Pour preuve de sa géographie mentale, mélange de couleurs de la Mer d’Iroise et de granit du Pays de Léon, ses enregistrements ou le rôle qu’il joua dans nombre de collectifs, particulièrement dans l’aventure de Celtic Procession (enregistrée à l’origine sur le mythique label Silex). Ceux qu’il avait croisé sa route étaient légion : Melaine Favennec, Annkrist, Dan ar Braz, Kristen Noguès, les frères Molard, Eric Barret, Erik Marchand, Soïg Sibéril, Riccardo Del Fra, Kenny Wheeler, Paolo Fresu, Henri Texier, Karim Ziad, Sylvain Barrou...

Nous avions eu le bonheur d’avoir reçu Jacques Pellen au Chantier, à Correns. D’abord en duo avec Eric Barret puis avec une création, lyrique et tellurique, imaginée à l’origine avec feu sa compagne, la harpiste Kristen Noguès, et réalisée avec Annie Ebrel et le Quartet jazz-rock électrique One Shot, « Ar Rannoù / Les Séries ». Rien moins que l’adaptation du texte d’ouverture du Barzaz Breizh, soit le dialogue pédagogique entre un druide et un enfant, sorte de récapitulation en douze questions et douze réponses, des doctrines druidiques sur le destin, la cosmologie, la géographie, la chronologie, l’astrologie, la magie, la médecine, la métempsycose. Dernièrement, Jacques Pellen avait publié un album intitulé « A-hed an aber » (Sur les rives de l’estuaire) ».

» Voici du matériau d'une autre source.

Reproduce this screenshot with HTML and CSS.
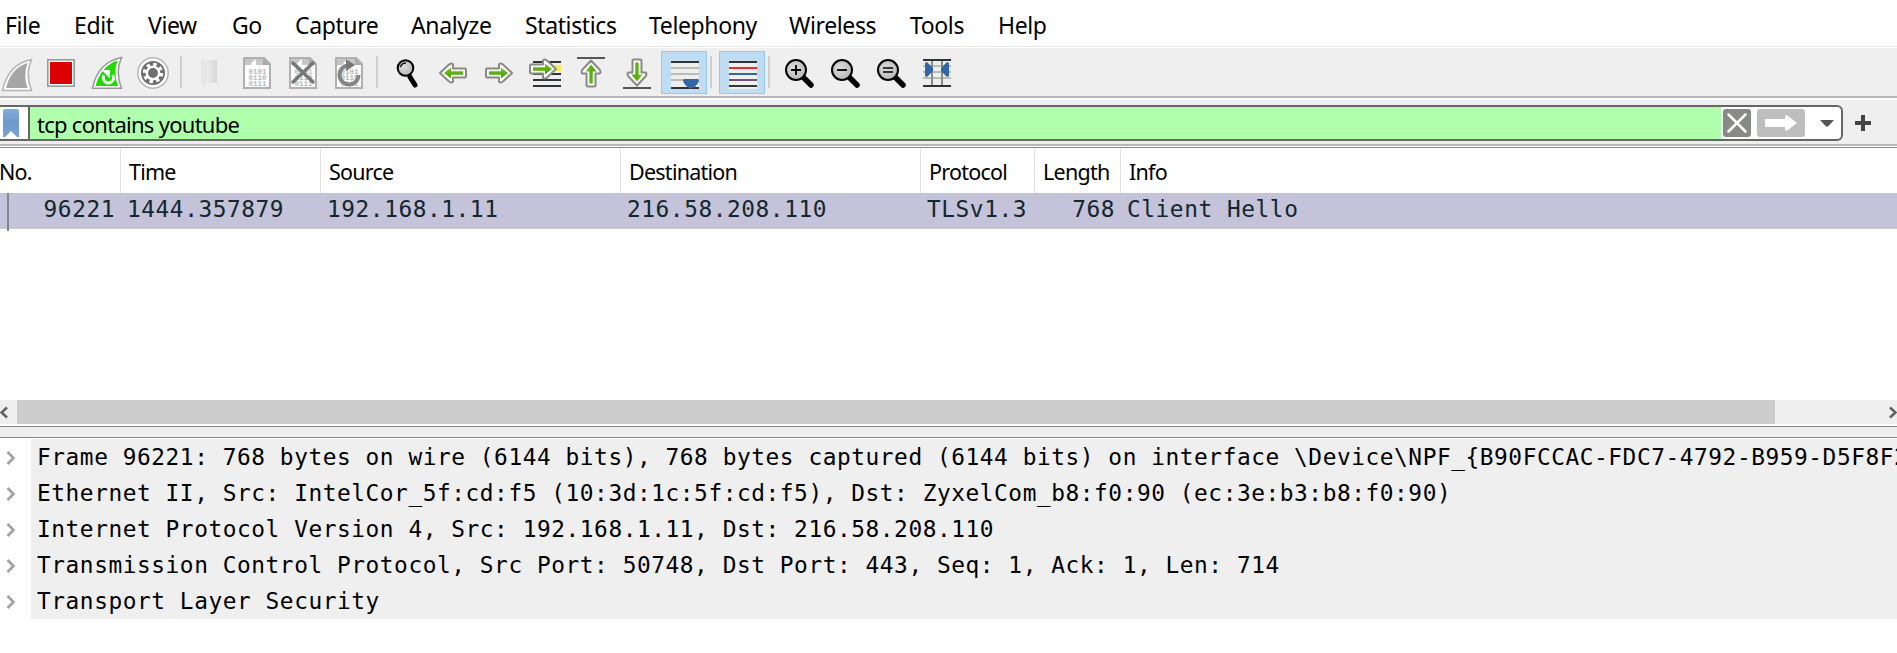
FILE: index.html
```html
<!DOCTYPE html>
<html lang="en">
<head>
<meta charset="utf-8">
<title>Packet capture</title>
<link rel="stylesheet" href="styles.css">
</head>
<body>
<svg class="defs" width="0" height="0">
  <defs>
    <linearGradient id="green" x1="0" y1="0" x2="0" y2="1"><stop offset="0" stop-color="#77c520"/><stop offset="1" stop-color="#459b00"/></linearGradient>
    <linearGradient id="blue" x1="0" y1="0" x2="0" y2="1"><stop offset="0" stop-color="#85acd9"/><stop offset=".5" stop-color="#6d99cc"/><stop offset="1" stop-color="#7aa4d4"/></linearGradient>
    <radialGradient id="lens" cx=".4" cy=".4" r=".6"><stop offset="0" stop-color="#ddd"/><stop offset="1" stop-color="#b8b8b8"/></radialGradient>
    <linearGradient id="folder"><stop offset="0" stop-color="#e6e6e6"/><stop offset=".4" stop-color="#e8e8e8"/><stop offset="1" stop-color="#d4d4d4"/></linearGradient>
    <g id="page">
      <path d="M1 1H21L27 7V31H1Z" fill="#fff" stroke="#b0b0b0" stroke-width="2"/>
      <path d="M2 2H20V8H2Z" fill="#c6c6c6"/><path d="M7 9Q9 4 13 2Q12 6 14 9Z" fill="#fff"/><path d="M20 1V8H27Z" fill="#a9a9a9"/>
      <g class="bits"><text x="5.500" y="16.500">0101</text><text x="5.500" y="22.500">0110</text><text x="5.500" y="28.500">0111</text></g>
    </g>
    <g id="glass">
      <path d="M18 18L26 26" stroke="#000" stroke-width="5.500" stroke-linecap="round"/>
      <circle cx="11" cy="11" r="10" fill="url(#lens)" stroke="#000" stroke-width="2"/>
    </g>
    <g id="arrow">
      <path d="M2 6H14V2Q15 0 18 2L27 10.500L18 19Q15 21 14 19V15H2Q1 15 1 14V7Q1 6 2 6Z" fill="#fff" stroke="#888a85" stroke-width="2" stroke-linejoin="round"/>
      <path d="M4 8.800H16V5L23 10.500L16 16V12.200H4Z" fill="url(#green)"/>
    </g>
  </defs>
</svg>

<nav class="menu">
  <span>File</span><span>Edit</span><span>View</span><span>Go</span><span>Capture</span><span>Analyze</span><span>Statistics</span><span>Telephony</span><span>Wireless</span><span>Tools</span><span>Help</span>
</nav>

<div class="toolbar">
  <svg class="first" viewBox="0 48 38 48"><path d="M2.500 90.500Q8 64 31.500 59.500Q25 74 31.500 90.500Z" fill="#fff" stroke="#b4b4b4" stroke-width="1.500"/><path d="M6 88Q11 68 27.500 63Q23 75 27.500 88Z" fill="#a6a6a6"/></svg>
  <svg viewBox="38 48 46 48"><rect x="47.800" y="59.800" width="26.400" height="26.400" fill="#fff" stroke="#999" stroke-width="1.600"/><rect x="50" y="62" width="22" height="22" fill="#dc0000"/></svg>
  <svg viewBox="84 48 46 48"><path d="M92.500 88.200Q98 62 121.500 57.500Q115 72 121.500 88.200Z" fill="#fff" stroke="#999" stroke-width="1.500"/><path d="M95.500 86Q101 66 117.500 60.500Q113 73 118 86Z" fill="#1edb00"/><path d="M104 75.500A5 5 0 1 0 112.500 75" fill="none" stroke="#fff" stroke-width="2.800"/><path d="M101.500 70H110V78.500Z" fill="#fff"/></svg>
  <svg viewBox="130 48 46 48"><circle cx="153" cy="73" r="15.200" fill="#fff" stroke="#b5b5b5" stroke-width="1.500"/><circle cx="153" cy="73" r="12" fill="#6e6e6e"/><circle cx="153" cy="73" r="8.500" fill="none" stroke="#fff" stroke-width="3.500" stroke-dasharray="3.400 3.275"/><circle cx="153" cy="73" r="6.200" fill="none" stroke="#fff" stroke-width="2.500"/></svg>
  <i class="sep s1"></i>
  <svg viewBox="187 48 46 48"><path d="M201 60H217V82L219 83H206L205 87L201 82Z" fill="url(#folder)"/><path d="M201 60L206 64V83L205 87L201 82Z" fill="#e6e6e6"/></svg>
  <svg viewBox="233 48 46 48"><use href="#page" x="243" y="57"/></svg>
  <svg viewBox="279 48 46 48"><use href="#page" x="289" y="57"/><path d="M293 63L313 82M313 63L293 82" stroke="#777" stroke-width="3.500" stroke-linecap="round"/></svg>
  <svg viewBox="325 48 46 48"><use href="#page" x="335" y="57"/><path d="M348 65.500A9.500 9.500 0 1 0 358.500 75" fill="none" stroke="#858585" stroke-width="4"/><path d="M346 59L355 65L346 71Z" fill="#777"/></svg>
  <i class="sep s2"></i>
  <svg viewBox="384 48 46 48"><path d="M410 77L415 85" stroke="#000" stroke-width="5" stroke-linecap="round"/><path d="M408 72L412 79" stroke="#000" stroke-width="2"/><circle cx="405.500" cy="68" r="7.800" fill="url(#lens)" stroke="#000" stroke-width="2"/><path d="M400.500 67Q401.500 63 406 63" fill="none" stroke="#111" stroke-width="1.400"/></svg>
  <svg viewBox="430 48 46 48"><use href="#arrow" transform="translate(467 62.500) scale(-1 1)"/></svg>
  <svg viewBox="476 48 46 48"><use href="#arrow" transform="translate(485 62.500)"/></svg>
  <svg viewBox="522 48 46 48"><path d="M533 62H561M533 74H561M533 80H561M533 86H561" stroke="#2e3436" stroke-width="2"/><path d="M550 65H561V71H550Z" fill="#fce94f"/><use href="#arrow" transform="translate(529 58.500)"/></svg>
  <svg viewBox="568 48 46 48"><path d="M577 58H605" stroke="#555753" stroke-width="2"/><use href="#arrow" transform="translate(580.500 87.500) rotate(-90)"/></svg>
  <svg viewBox="614 48 46 48"><path d="M623 88H651" stroke="#555753" stroke-width="2"/><use href="#arrow" transform="translate(647.500 58.500) rotate(90)"/></svg>
  <button class="on b1"><svg viewBox="661 48 46 48"><path d="M671 61H699V89H671Z" fill="#eeeeec"/><path d="M671 62H699M671 88H699" stroke="#2e3436" stroke-width="2"/><path d="M671 68H699M671 74H699M671 80H699" stroke="#babdb6" stroke-width="2"/><path d="M684 79H698Q700 80 698 83Q695 88 691 88.500Q687 88 684 83Q682 80 684 79Z" fill="#3465a4"/></svg></button>
  <i class="sep s3"></i>
  <button class="on"><svg viewBox="719 48 46 48"><path d="M729 61H757V89H729Z" fill="#eeeeec"/><path d="M729 62H757" stroke="#2e3436" stroke-width="2"/><path d="M729 68H757" stroke="#ef2929" stroke-width="2"/><path d="M729 74H757" stroke="#3465a4" stroke-width="2"/><path d="M729 80H757" stroke="#75507b" stroke-width="2"/><path d="M729 86H757" stroke="#2e3b36" stroke-width="2"/></svg></button>
  <i class="sep s4"></i>
  <svg viewBox="776 48 46 48"><use href="#glass" x="785" y="59"/><path d="M791 70H801M796 65V75" stroke="#000" stroke-width="1.800"/></svg>
  <svg viewBox="822 48 46 48"><use href="#glass" x="831" y="59"/><path d="M837 70H847" stroke="#000" stroke-width="1.800"/></svg>
  <svg viewBox="868 48 46 48"><use href="#glass" x="877" y="59"/><path d="M883 68H893M883 72H893" stroke="#000" stroke-width="1.700"/></svg>
  <svg viewBox="914 48 46 48"><path d="M923 60H951V86H923Z" fill="#eeeeec"/><path d="M923 66H951M923 72H951M923 78H951" stroke="#babdb6" stroke-width="2"/><path d="M923 60H951M923 86H951" stroke="#2e3436" stroke-width="2"/><path d="M932 61V85M942 61V85" stroke="#888a85" stroke-width="2"/><path d="M925 63L927 62L933 68V71L927 77L925 76ZM949 63L947 62L941 68V71L947 77L949 76Z" fill="#3465a4"/></svg>
</div>

<div class="filterbar">
  <div class="filter">
    <span class="bookmark"><svg width="16" height="28" viewBox="0 0 16 28"><path d="M0 2Q0 0 2 0H14Q16 0 16 2V28H14L8 22L2 28H0Z" fill="url(#blue)"/></svg></span>
    <span class="query">tcp contains youtube</span>
    <span class="actions">
      <svg width="28" height="28" viewBox="0 0 28 28"><rect width="28" height="28" rx="3" fill="#888a85"/><path d="M5.500 5.500L22.500 22.500M22.500 5.500L5.500 22.500" stroke="#fff" stroke-width="2.500" stroke-linecap="round"/></svg>
      <svg width="48" height="28" viewBox="0 0 48 28"><rect width="48" height="28" rx="3" fill="#bebebe"/><path d="M9 10H28V7Q29 5.500 31 7L40 14L31 21Q29 22.500 28 21V18H9Q8 18 8 17V11Q8 10 9 10Z" fill="#fff"/></svg>
      <svg class="drop" width="14" height="7" viewBox="0 0 14 7"><path d="M0 0H14L8 6.500H6Z" fill="#555753"/></svg>
    </span>
  </div>
  <svg class="plus" width="16" height="16" viewBox="0 0 16 16"><path d="M0 8H16M8 0V16" stroke="#444" stroke-width="4"/></svg>
</div>

<section class="packets">
  <div class="row head"><span>No.</span><span>Time</span><span>Source</span><span>Destination</span><span>Protocol</span><span>Length</span><span>Info</span></div>
  <div class="row packet"><span class="num">96221</span><span>1444.357879</span><span>192.168.1.11</span><span>216.58.208.110</span><span>TLSv1.3</span><span class="num">768</span><span>Client Hello</span></div>
</section>

<div class="scroll">
  <svg width="17" height="24" viewBox="0 0 17 24"><path d="M7 7.500L1.500 12.500L7 17.500" fill="none" stroke="#606060" stroke-width="2.500"/></svg>
  <div class="thumb"></div>
  <svg width="10" height="24" viewBox="0 0 10 24"><path d="M3 7.500L8.500 12.500L3 17.500" fill="none" stroke="#606060" stroke-width="2.500"/></svg>
</div>
<div class="splitter"></div>

<section class="details">
  <div class="node"><svg viewBox="0 0 31 36"><path d="M7.500 13L13.500 19L7.500 25"/></svg><span>Frame 96221: 768 bytes on wire (6144 bits), 768 bytes captured (6144 bits) on interface \Device\NPF_{B90FCCAC-FDC7-4792-B959-D5F8F2</span></div>
  <div class="node"><svg viewBox="0 0 31 36"><path d="M7.500 13L13.500 19L7.500 25"/></svg><span>Ethernet II, Src: IntelCor_5f:cd:f5 (10:3d:1c:5f:cd:f5), Dst: ZyxelCom_b8:f0:90 (ec:3e:b3:b8:f0:90)</span></div>
  <div class="node"><svg viewBox="0 0 31 36"><path d="M7.500 13L13.500 19L7.500 25"/></svg><span>Internet Protocol Version 4, Src: 192.168.1.11, Dst: 216.58.208.110</span></div>
  <div class="node"><svg viewBox="0 0 31 36"><path d="M7.500 13L13.500 19L7.500 25"/></svg><span>Transmission Control Protocol, Src Port: 50748, Dst Port: 443, Seq: 1, Ack: 1, Len: 714</span></div>
  <div class="node"><svg viewBox="0 0 31 36"><path d="M7.500 13L13.500 19L7.500 25"/></svg><span>Transport Layer Security</span></div>
</section>
</body>
</html>
```
FILE: styles.css
```css
* { box-sizing: border-box; }
body { margin: 0; height: 653px; overflow: hidden; background: #fff; color: #000; font-family: "Noto Sans", "Open Sans", sans-serif; }
svg { display: block; flex: none; }
.defs { height: 0; }

.menu { display: grid; grid-template-columns: 69px 74px 84px 63px 116px 114px 124px 140px 121px 88px 80px; height: 46px; padding-left: 5px; line-height: 51px; font-size: 23px; letter-spacing: -.38px; white-space: nowrap; }

.toolbar { display: flex; height: 54px; padding-top: 1px; border-top: 1px solid #ebebeb; background: #efefef; box-shadow: inset 0 1px #fff, inset 0 -2px #fff, inset 0 -4px #b5b5b5; }
.toolbar svg { width: 46px; height: 48px; }
.toolbar .first { width: 38px; }
.sep { width: 2px; height: 32px; margin-top: 8px; background: #cfcfcf; }
.s1 { margin-left: 4px; margin-right: 5px; }
.s2 { margin-left: 5px; margin-right: 6px; }
.s3 { margin-left: 3px; margin-right: 7px; }
.s4 { margin-left: 3px; margin-right: 6px; }
.on { width: 46px; height: 43px; margin: 3px 0 0; padding: 0; border: 0; overflow: hidden; background: #c0dcf3; box-shadow: inset 0 0 0 1px #90c8f6; }
.on svg { margin-top: -3px; }
.b1 { margin-left: 1px; }
.bits { font: bold 7.500px "Liberation Mono", monospace; fill: #b8b8b8; }

.filterbar { display: flex; align-items: flex-start; height: 48px; padding-top: 5px; background: #efefef; border-bottom: 1px solid #85858f; box-shadow: inset 0 -1px #fff, inset 0 -3px #b9b6b9; }
.filter { display: flex; align-items: stretch; width: 1843px; height: 36px; border: 2px solid #666; border-left: 0; border-radius: 0 6px 6px 0; background: #fff; }
.bookmark { width: 30px; padding: 2px 0 0 3px; border-right: 2px solid #666; }
.query { flex: 1; padding-left: 7px; background: #afffac; font-size: 22px; line-height: 34px; letter-spacing: -.72px; }
.actions { display: flex; gap: 6px; width: 120px; padding: 2px 0 0 2px; }
.drop { margin: 11px 0 0 9px; }
.plus { margin: 10px 0 0 12px; }

.packets { height: 252px; }
.row { display: grid; grid-template-columns: 121px 200px 300px 300px 114px 86px 1fr; white-space: nowrap; }
.head { height: 45px; font-size: 21.500px; line-height: 46px; letter-spacing: -.75px; padding-top: 1px; }
.head span { height: 44px; padding-left: 8px; border-right: 1px solid #e2e2e2; }
.head span:first-child { padding-left: 0; margin-left: -1px; }
.head span:last-child { border: 0; }
.packet { height: 36px; background: #c5c3d9; color: #12272e; font: 22.800px/33px "DejaVu Sans Mono", monospace; letter-spacing: .56px; }
.packet span { padding-left: 6px; }
.packet .num { text-align: right; padding: 0 6px 0 0; }
.packet span:first-child { height: 38px; margin-left: 7px; border-left: 2px solid #7d8888; }

.scroll { display: flex; justify-content: space-between; height: 24px; background: #efefef; }
.thumb { width: 1758px; margin-right: auto; background: #cdcdcd; }
.splitter { height: 12px; margin: 2px 0 1px; border: 1px solid #85858f; border-width: 1px 0; background: #efefef; }

.details { font: 22.800px/36px "DejaVu Sans Mono", monospace; letter-spacing: .56px; }
.node { display: flex; height: 36px; white-space: pre; }
.node svg { width: 31px; height: 36px; fill: none; stroke: #a0a0a0; stroke-width: 2.500; }
.node span { flex: 1; min-width: 0; overflow: hidden; padding-left: 6px; background: #efefef; }
```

Une balade au pays des abers, inspirée par Gershwin et Kristen Noguès, des airs irlandais, bretons, et des compositions personnelles. « Une sorte de bilan très personnel » disait il... Onze instrumentaux impressionnistes et cristallins, colorés comme ses peintures. Ses six et douze cordes se jouant des frontières des styles, étirant l’espace du son, façon d’affirmer une inaliénable liberté.